(Records with interface code)
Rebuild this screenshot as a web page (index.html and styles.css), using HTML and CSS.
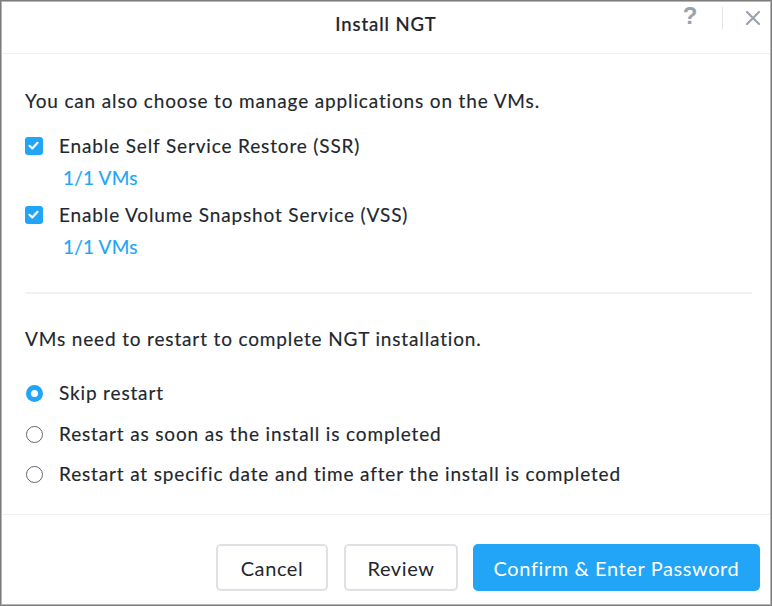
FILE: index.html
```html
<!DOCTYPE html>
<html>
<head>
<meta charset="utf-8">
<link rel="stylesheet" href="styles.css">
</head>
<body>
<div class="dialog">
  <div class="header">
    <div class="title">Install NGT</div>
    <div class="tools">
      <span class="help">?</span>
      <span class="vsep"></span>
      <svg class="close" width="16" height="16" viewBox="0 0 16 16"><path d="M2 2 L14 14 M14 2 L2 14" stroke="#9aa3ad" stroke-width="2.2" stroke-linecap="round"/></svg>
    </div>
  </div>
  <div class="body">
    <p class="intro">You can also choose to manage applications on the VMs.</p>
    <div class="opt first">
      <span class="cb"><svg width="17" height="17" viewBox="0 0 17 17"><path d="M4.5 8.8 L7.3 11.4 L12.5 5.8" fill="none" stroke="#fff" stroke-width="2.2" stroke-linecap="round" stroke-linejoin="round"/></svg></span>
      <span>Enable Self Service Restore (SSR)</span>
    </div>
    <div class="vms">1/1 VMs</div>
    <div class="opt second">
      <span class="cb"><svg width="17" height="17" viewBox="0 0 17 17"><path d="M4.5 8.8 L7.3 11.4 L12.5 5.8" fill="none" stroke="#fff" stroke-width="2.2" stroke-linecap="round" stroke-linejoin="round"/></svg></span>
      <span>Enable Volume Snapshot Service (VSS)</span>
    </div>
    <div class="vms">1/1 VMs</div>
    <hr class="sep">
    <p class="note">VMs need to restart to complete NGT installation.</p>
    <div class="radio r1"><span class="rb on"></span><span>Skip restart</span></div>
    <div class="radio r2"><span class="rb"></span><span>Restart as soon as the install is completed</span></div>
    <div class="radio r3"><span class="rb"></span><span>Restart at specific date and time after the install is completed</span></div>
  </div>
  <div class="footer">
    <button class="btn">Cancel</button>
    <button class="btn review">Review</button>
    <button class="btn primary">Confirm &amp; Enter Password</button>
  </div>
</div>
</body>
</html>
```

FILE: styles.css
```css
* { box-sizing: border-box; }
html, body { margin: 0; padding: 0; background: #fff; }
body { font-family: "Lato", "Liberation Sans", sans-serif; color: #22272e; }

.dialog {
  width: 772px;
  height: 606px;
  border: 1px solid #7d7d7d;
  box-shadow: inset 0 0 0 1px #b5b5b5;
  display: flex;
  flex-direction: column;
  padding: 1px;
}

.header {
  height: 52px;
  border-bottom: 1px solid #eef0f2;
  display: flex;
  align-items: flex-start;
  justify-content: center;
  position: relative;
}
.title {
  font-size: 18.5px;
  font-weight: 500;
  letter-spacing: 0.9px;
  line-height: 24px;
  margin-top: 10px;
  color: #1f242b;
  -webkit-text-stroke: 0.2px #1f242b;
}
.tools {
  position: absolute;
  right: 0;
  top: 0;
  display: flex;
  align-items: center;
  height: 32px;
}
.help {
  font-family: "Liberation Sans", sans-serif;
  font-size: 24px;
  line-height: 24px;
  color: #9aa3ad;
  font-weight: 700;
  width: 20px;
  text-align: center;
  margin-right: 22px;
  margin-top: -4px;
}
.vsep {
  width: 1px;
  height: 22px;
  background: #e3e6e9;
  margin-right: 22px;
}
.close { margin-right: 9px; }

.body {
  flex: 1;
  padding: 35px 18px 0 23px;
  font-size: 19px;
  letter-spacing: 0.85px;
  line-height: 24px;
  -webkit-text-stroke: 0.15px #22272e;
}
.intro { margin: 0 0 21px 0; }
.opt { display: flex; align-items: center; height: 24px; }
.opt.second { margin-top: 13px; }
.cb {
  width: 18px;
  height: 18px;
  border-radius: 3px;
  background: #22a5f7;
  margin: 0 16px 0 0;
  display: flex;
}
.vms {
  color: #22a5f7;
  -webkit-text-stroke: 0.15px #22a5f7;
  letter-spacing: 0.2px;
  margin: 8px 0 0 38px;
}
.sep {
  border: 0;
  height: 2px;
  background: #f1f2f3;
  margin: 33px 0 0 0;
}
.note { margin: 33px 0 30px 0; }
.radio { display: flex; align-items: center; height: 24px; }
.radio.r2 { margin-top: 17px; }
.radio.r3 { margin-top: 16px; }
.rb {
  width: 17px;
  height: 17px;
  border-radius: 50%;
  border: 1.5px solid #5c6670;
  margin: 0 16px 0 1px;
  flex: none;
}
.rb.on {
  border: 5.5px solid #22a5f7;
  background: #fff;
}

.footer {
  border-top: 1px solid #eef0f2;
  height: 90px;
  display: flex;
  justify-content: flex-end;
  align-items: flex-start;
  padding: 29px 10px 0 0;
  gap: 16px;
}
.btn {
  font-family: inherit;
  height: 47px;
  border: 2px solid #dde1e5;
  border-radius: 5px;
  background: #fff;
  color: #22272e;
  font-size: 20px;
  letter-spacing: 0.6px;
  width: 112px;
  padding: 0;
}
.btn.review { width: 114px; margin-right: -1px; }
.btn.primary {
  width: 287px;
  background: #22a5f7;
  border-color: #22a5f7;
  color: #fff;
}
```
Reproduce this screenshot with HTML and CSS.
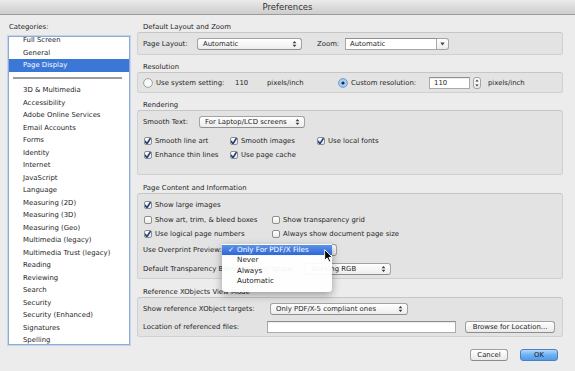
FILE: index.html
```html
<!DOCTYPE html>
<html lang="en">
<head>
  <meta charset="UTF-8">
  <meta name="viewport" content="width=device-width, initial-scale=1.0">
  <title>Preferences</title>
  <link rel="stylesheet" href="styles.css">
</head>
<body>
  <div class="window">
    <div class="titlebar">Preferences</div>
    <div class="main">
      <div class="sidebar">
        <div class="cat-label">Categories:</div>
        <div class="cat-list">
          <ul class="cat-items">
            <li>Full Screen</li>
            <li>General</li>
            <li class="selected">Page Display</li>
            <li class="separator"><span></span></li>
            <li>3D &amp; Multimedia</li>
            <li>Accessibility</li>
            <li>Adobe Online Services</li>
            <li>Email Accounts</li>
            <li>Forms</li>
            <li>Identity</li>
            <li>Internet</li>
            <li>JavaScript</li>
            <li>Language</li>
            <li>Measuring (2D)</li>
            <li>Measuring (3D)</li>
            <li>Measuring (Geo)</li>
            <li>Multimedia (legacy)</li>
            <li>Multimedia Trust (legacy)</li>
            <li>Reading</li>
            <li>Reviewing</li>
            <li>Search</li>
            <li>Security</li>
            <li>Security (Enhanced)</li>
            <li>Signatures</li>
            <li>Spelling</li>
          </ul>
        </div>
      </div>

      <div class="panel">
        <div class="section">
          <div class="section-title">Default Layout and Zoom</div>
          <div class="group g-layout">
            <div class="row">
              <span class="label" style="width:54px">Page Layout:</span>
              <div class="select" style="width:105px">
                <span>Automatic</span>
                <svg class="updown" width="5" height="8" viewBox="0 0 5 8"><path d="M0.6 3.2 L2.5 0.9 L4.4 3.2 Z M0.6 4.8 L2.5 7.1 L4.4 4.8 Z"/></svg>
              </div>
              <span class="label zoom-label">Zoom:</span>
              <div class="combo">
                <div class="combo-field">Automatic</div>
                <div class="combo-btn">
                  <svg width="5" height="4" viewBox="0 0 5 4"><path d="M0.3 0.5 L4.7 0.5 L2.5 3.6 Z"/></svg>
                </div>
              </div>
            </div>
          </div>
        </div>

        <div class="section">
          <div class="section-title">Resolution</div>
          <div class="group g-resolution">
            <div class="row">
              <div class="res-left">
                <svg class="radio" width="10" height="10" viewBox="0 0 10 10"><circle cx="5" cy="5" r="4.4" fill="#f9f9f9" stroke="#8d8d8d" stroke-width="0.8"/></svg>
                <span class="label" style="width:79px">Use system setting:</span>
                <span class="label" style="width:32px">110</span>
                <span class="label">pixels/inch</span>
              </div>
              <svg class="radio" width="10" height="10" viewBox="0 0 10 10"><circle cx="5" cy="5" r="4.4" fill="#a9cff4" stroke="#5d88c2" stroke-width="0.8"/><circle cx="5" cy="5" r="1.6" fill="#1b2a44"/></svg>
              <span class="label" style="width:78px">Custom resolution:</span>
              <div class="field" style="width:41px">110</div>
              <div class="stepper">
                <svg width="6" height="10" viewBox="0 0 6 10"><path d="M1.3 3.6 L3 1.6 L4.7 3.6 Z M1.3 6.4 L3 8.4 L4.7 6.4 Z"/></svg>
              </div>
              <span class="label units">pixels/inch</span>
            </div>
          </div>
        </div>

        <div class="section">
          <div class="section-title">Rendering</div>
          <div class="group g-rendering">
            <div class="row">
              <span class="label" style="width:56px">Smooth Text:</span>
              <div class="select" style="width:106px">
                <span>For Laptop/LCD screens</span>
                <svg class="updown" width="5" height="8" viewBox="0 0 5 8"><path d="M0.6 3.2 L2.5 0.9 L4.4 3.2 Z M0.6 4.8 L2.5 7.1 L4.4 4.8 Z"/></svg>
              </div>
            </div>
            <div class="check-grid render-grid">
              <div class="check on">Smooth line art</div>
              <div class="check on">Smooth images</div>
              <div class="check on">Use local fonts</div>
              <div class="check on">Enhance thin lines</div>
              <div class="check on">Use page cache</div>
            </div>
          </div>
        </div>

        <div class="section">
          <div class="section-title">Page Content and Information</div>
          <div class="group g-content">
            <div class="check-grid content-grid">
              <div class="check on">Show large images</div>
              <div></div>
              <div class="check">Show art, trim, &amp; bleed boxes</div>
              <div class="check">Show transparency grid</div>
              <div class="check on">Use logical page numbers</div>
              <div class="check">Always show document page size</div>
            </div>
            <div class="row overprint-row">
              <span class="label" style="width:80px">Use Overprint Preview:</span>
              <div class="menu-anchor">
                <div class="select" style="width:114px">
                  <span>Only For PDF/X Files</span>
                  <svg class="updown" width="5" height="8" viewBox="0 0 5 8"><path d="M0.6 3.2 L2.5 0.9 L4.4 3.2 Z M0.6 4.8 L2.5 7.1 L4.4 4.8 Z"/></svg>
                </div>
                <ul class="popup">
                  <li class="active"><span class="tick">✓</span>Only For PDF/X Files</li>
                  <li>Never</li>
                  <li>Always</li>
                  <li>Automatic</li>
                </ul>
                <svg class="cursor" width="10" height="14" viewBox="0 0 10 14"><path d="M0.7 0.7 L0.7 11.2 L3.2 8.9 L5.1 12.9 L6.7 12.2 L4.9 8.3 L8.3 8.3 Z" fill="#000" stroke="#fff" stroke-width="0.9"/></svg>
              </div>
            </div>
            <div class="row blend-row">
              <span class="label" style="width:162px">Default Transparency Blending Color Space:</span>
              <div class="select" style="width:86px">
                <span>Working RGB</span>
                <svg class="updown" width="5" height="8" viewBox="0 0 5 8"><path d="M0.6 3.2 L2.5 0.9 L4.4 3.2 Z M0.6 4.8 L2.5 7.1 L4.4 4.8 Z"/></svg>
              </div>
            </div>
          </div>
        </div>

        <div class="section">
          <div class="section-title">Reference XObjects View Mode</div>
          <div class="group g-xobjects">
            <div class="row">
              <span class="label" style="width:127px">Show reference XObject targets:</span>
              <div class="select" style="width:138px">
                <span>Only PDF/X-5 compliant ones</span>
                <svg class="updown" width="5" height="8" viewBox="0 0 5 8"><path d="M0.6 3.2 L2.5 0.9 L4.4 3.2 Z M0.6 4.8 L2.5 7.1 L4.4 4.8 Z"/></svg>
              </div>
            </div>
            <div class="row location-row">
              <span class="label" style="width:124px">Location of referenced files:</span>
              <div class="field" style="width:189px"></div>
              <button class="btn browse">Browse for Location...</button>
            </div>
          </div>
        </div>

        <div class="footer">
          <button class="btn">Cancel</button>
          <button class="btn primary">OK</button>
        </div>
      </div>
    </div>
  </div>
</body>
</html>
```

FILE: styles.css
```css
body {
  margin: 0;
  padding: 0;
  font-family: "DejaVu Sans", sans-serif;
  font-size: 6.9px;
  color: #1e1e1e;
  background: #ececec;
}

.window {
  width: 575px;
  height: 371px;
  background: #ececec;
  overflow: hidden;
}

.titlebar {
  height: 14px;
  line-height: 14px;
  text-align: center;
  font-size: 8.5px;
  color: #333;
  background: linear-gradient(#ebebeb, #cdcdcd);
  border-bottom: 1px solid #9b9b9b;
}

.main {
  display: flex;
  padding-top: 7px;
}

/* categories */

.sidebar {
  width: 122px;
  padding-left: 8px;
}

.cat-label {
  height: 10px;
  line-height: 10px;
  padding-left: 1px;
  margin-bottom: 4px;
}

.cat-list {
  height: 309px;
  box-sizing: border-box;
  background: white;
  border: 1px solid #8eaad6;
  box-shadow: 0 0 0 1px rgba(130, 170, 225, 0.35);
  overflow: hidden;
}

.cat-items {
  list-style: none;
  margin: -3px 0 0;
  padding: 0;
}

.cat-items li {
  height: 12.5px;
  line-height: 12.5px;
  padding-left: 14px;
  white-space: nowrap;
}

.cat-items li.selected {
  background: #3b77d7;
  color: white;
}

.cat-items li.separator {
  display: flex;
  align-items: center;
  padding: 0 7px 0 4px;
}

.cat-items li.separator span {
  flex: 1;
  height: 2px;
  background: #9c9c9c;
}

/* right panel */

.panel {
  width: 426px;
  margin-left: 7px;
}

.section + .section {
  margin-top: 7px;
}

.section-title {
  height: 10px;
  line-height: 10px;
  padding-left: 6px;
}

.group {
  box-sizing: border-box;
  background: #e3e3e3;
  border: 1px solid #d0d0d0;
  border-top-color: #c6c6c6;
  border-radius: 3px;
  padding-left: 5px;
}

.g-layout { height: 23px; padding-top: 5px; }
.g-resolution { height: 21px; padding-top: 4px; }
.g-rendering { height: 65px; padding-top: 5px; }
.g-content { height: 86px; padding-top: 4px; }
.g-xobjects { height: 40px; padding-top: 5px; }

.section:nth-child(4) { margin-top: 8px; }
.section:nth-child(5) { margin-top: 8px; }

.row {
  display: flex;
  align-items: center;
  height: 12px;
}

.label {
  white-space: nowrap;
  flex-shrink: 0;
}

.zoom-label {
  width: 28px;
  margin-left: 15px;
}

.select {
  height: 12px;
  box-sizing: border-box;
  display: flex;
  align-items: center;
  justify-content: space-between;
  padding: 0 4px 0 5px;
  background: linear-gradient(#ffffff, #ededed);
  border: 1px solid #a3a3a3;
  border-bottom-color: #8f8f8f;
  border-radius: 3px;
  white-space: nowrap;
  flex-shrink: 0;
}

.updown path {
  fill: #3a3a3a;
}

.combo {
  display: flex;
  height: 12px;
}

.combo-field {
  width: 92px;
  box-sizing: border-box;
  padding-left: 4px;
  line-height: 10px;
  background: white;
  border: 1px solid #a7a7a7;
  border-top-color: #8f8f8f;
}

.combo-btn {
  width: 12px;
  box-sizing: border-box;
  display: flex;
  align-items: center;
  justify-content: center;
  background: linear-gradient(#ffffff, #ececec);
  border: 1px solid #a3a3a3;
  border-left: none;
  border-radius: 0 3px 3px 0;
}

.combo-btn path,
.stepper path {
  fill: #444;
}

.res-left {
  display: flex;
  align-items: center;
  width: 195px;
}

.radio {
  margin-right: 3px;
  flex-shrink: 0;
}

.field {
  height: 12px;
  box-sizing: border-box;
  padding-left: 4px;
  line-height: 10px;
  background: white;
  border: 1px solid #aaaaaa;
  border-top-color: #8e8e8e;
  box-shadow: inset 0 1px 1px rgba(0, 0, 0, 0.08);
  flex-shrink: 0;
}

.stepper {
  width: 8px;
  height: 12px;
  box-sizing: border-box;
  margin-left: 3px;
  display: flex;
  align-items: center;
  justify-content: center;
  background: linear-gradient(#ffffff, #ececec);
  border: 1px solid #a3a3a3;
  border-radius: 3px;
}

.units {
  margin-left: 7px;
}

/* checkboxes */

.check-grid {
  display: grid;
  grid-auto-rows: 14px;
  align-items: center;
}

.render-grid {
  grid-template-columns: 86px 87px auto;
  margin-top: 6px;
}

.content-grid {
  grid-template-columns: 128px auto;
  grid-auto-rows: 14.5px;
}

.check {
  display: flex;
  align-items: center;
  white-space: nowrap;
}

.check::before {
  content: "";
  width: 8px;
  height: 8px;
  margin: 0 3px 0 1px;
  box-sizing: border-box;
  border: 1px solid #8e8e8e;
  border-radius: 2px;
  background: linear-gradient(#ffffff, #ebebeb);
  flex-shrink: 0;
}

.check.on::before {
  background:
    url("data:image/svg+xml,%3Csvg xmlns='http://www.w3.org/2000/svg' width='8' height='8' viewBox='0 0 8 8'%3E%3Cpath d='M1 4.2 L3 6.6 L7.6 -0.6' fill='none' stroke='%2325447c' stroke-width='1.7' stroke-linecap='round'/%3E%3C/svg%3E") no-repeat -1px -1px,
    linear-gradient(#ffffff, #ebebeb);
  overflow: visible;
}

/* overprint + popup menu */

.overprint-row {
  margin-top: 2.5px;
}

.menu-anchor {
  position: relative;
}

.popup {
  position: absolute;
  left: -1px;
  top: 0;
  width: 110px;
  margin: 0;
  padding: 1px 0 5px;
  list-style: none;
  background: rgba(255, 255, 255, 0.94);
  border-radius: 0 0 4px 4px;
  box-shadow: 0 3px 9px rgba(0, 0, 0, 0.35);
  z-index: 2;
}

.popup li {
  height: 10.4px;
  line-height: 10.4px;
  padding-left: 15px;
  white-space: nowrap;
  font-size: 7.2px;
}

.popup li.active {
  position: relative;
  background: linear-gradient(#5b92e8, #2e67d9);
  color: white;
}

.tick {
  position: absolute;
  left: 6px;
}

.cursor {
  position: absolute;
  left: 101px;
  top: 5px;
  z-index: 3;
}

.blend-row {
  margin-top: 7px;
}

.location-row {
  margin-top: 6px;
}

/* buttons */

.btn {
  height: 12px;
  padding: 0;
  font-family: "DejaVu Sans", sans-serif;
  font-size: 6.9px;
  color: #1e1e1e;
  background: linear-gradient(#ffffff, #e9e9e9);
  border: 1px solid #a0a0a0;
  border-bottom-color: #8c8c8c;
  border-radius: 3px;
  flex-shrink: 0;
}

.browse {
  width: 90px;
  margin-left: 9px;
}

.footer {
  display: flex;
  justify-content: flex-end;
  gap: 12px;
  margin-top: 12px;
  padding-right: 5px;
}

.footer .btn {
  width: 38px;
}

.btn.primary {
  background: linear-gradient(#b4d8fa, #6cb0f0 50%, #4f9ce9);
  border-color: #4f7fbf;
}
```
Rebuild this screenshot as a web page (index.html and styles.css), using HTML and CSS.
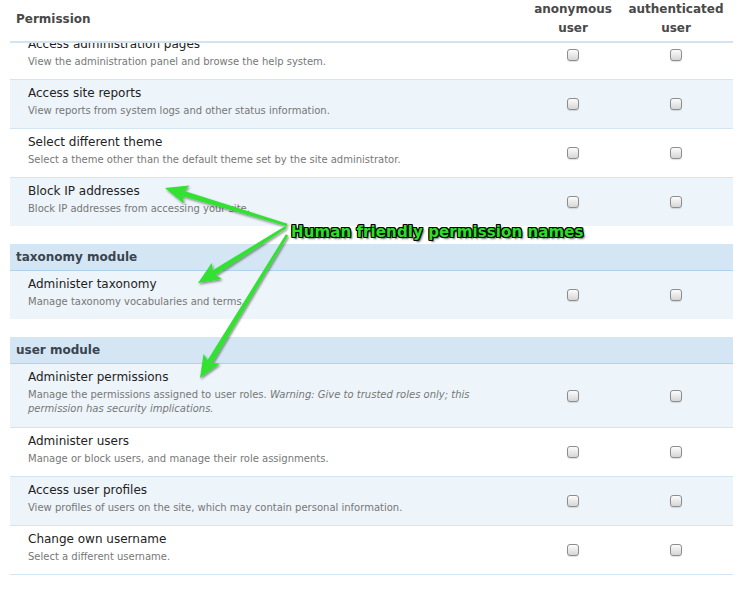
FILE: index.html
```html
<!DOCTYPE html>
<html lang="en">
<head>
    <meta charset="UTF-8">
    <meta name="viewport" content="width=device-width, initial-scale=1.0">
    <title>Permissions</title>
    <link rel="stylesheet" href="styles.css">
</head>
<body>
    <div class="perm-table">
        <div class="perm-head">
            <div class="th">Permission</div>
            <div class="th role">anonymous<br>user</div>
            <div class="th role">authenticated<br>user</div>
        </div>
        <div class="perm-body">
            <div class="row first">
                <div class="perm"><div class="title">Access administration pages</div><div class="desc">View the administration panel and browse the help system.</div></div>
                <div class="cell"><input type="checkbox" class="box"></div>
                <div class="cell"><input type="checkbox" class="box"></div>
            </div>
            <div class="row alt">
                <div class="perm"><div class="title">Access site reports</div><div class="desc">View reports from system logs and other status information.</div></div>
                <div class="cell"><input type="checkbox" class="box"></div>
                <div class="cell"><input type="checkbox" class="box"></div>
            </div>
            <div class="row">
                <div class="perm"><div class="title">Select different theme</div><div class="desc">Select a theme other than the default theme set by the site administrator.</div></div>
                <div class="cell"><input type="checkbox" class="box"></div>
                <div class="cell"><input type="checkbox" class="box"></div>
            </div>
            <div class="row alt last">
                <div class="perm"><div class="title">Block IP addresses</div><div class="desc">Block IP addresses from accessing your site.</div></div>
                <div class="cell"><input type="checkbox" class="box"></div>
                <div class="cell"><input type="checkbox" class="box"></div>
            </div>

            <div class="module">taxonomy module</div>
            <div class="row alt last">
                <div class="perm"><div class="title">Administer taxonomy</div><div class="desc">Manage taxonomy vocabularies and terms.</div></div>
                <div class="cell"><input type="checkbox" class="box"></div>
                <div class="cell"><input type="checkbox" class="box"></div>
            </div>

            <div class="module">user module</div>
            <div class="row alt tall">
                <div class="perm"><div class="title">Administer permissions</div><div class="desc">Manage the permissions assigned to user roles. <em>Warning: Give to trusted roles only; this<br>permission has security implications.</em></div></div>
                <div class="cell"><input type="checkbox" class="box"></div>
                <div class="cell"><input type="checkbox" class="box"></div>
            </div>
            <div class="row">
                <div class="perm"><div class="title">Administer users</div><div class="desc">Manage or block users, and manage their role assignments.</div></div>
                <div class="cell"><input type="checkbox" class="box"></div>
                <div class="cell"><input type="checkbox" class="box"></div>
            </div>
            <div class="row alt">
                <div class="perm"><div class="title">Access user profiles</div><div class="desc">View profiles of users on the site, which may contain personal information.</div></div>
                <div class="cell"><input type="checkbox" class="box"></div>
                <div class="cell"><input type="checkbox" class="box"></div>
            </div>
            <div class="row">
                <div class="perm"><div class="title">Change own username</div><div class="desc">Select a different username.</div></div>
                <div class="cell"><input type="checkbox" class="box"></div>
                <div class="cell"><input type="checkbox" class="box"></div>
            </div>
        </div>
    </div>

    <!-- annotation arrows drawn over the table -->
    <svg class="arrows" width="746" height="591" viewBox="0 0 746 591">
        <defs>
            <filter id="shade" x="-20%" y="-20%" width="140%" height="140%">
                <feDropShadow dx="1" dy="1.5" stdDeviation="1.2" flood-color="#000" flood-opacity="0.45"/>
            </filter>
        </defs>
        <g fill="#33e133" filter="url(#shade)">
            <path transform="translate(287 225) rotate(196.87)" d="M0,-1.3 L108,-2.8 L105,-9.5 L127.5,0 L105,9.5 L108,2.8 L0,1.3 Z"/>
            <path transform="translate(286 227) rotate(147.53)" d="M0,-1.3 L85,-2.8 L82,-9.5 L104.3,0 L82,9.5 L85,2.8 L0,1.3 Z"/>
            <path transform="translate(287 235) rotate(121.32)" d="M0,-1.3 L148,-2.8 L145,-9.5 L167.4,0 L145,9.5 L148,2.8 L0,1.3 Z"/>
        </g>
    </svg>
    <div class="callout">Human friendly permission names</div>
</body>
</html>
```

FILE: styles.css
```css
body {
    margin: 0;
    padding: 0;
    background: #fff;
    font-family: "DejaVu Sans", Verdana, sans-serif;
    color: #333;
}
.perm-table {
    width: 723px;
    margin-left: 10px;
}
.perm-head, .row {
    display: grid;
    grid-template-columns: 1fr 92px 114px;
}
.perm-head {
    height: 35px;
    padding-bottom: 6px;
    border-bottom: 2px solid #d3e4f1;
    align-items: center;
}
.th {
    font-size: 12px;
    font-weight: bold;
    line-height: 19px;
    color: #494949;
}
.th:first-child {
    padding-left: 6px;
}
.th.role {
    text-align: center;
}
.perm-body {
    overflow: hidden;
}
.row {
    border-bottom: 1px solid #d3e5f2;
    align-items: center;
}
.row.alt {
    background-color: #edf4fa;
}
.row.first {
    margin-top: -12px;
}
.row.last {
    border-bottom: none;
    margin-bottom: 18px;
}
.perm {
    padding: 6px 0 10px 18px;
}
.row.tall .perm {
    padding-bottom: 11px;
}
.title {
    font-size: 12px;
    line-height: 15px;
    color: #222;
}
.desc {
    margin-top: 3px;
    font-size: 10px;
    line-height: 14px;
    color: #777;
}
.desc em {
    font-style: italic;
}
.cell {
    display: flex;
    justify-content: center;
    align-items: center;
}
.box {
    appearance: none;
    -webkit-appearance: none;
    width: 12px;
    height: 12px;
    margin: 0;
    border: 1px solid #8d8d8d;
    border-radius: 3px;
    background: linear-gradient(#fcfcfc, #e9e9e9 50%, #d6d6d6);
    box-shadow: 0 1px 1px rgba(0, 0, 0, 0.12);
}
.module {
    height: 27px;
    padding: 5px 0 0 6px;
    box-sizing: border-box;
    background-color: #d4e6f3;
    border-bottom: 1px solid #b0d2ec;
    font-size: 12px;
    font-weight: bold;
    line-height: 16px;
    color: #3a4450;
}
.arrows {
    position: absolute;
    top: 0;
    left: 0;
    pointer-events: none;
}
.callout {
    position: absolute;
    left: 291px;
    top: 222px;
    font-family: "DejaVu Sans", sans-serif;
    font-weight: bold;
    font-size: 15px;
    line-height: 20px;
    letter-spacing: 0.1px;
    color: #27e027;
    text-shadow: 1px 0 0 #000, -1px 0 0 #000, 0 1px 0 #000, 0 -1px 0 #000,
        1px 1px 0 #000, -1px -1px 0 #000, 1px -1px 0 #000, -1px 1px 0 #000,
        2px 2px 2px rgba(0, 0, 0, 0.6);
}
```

**Your task:** Read through the entries and copy every line that includes "this".

**Expected answer:**
Rebuild this screenshot as a web page (index.html and styles.css), using HTML and CSS.
Reproduce this screenshot with HTML and CSS.
Rebuild this screenshot as a web page (index.html and styles.css), using HTML and CSS.
                <div class="perm"><div class="title">Administer permissions</div><div class="desc">Manage the permissions assigned to user roles. <em>Warning: Give to trusted roles only; this<br>permission has security implications.</em></div></div>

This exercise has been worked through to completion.